The Underpinnings of Health Care Make Health Care a Social Endeavor

The notion that the medical professions are grounded in sound social and philosophical commitments to human well-being and advancement is the very foundation of medicine since time in memoriam (Illich, 1976; Pellegrino & Thomasma, 1981; Sturmberg, 2007). It should not be frowned upon, rather it should be the starting point of re-thinking the purpose, meaning and operation of caring. Caring in fact should be the imperative work since most patients we care for have no medical condition explainable by the mechanistic biomedical model (Green, Fryer, Yawn, Lanier, & Dovey, 2001; White, Williams, & Greenberg, 1961). These studies show that the epidemiology of health, illness, dis-ease and disease in the community follows a Pareto distribution (Figure 1), with only a minor percentage requiring tertiary hospital medicine (Sturmberg, O’Halloran, & Martin, 2011).
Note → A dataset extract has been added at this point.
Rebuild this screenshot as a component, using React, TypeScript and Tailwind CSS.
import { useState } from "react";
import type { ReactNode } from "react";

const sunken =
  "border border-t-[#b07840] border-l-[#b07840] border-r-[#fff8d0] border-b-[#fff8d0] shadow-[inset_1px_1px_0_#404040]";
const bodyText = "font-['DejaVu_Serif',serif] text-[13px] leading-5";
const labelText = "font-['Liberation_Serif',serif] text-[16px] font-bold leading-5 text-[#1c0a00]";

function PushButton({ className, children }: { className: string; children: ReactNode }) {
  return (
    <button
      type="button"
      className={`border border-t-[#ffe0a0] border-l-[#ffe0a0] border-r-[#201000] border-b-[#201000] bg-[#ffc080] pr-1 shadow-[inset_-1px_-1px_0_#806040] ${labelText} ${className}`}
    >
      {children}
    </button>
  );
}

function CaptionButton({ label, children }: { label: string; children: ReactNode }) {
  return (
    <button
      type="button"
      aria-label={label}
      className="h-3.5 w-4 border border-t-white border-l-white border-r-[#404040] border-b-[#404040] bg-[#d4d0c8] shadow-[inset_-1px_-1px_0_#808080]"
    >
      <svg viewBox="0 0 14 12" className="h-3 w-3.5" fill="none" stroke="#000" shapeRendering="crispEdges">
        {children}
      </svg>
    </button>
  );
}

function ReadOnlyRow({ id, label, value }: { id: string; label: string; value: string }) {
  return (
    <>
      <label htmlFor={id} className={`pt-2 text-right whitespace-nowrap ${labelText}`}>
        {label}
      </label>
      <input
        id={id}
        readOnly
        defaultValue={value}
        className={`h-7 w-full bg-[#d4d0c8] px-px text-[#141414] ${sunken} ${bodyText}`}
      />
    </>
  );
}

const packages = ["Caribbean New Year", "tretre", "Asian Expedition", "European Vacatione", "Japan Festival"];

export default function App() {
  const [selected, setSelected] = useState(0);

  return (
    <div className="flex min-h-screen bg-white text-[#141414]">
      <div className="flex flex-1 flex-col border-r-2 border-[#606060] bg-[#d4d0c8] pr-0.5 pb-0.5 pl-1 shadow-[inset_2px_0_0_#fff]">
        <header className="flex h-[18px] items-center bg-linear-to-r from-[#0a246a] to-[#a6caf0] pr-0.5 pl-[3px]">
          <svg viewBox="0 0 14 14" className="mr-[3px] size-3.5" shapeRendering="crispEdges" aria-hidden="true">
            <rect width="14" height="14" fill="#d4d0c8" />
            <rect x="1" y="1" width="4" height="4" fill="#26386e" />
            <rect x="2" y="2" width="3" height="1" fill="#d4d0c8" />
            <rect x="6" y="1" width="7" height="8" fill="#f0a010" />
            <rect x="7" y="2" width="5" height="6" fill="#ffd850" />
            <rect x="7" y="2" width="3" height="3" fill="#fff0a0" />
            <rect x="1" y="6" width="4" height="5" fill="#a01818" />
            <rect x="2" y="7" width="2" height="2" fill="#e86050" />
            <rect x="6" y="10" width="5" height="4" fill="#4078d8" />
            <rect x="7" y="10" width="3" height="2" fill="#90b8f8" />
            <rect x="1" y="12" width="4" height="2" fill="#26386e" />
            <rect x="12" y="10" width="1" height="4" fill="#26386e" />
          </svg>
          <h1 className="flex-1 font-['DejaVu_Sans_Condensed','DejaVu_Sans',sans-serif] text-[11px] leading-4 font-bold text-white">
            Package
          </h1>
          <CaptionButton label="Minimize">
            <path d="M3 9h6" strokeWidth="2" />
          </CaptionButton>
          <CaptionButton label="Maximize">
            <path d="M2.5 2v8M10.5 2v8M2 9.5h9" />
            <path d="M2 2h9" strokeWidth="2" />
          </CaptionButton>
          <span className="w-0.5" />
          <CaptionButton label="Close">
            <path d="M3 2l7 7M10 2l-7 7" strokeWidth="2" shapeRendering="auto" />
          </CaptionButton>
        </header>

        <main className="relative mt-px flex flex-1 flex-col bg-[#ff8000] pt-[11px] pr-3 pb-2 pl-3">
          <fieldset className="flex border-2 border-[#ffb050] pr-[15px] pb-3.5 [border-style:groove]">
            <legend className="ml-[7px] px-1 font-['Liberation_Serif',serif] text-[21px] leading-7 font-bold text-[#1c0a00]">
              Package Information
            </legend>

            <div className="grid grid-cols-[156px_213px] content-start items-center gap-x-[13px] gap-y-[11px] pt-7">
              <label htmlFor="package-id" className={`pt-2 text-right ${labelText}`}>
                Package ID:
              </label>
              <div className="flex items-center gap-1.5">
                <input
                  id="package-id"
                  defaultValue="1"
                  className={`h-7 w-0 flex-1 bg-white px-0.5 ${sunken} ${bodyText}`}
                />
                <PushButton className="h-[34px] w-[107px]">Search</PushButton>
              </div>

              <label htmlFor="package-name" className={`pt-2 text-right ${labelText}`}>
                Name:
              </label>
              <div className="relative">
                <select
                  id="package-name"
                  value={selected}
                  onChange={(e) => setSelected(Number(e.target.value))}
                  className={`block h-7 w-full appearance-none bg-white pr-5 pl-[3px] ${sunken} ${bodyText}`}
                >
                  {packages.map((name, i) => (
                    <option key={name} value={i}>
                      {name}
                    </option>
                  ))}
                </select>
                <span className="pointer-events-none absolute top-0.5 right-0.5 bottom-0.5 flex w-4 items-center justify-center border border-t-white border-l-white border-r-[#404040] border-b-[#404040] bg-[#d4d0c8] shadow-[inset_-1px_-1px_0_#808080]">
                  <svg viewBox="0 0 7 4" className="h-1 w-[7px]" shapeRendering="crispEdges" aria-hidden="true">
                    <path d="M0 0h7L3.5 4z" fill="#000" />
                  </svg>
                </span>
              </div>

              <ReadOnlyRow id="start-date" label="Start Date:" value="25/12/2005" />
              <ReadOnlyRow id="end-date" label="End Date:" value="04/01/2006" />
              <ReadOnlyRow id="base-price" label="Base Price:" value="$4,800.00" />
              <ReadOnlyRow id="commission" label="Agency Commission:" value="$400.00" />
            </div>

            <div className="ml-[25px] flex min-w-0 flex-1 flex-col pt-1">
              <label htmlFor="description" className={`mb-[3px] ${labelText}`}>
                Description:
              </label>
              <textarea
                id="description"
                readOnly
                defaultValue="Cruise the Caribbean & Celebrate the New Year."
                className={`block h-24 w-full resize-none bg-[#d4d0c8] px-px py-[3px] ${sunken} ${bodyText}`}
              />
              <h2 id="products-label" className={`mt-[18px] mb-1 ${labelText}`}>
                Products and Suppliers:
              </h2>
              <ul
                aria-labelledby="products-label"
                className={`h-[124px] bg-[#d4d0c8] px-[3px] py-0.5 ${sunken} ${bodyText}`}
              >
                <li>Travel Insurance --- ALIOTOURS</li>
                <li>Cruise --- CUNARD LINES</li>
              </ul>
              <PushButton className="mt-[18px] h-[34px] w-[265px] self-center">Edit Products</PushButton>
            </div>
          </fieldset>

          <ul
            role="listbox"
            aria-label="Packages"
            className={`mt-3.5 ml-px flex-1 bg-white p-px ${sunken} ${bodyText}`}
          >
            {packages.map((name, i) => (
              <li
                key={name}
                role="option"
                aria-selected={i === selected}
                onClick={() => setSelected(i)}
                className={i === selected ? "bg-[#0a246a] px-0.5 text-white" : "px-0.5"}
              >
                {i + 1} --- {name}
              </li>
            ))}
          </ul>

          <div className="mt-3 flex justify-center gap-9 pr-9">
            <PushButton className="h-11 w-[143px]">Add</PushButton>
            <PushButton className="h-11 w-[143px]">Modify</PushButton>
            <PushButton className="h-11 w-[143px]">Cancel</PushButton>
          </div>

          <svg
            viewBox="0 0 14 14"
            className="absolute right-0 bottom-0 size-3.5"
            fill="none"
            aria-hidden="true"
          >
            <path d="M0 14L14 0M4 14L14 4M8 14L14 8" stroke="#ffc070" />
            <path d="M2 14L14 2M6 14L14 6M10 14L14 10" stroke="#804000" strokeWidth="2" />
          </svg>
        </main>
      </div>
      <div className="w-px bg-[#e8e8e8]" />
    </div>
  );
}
A point important to take into consideration when thinking about health professionals’ education.

Figure 1.


Given the needs of the people to address their subjective wellbeing of health, illness and dis-ease rather than merely an underlying less frequent disease (Lewis, 2003; Sturmberg et al., 2011), humanities should rightly be the driver of the healthcare system (Sturmberg, Martin, & Moes, 2010; Sturmberg, O’Halloran, & Martin, 2010). We tend to talk about systems in a very loose way, and approach system change with an unshakable cause-and-effect mindset, a fatal mistake. Systems not only consist of many interconnected agents acting in nonlinear (and non deterministic) ways, it also entails that their configuration and dynamics are governed by a common goal, a core driver. It is this core driver that ultimately “determines” the fate of any system (Cilliers, 1998).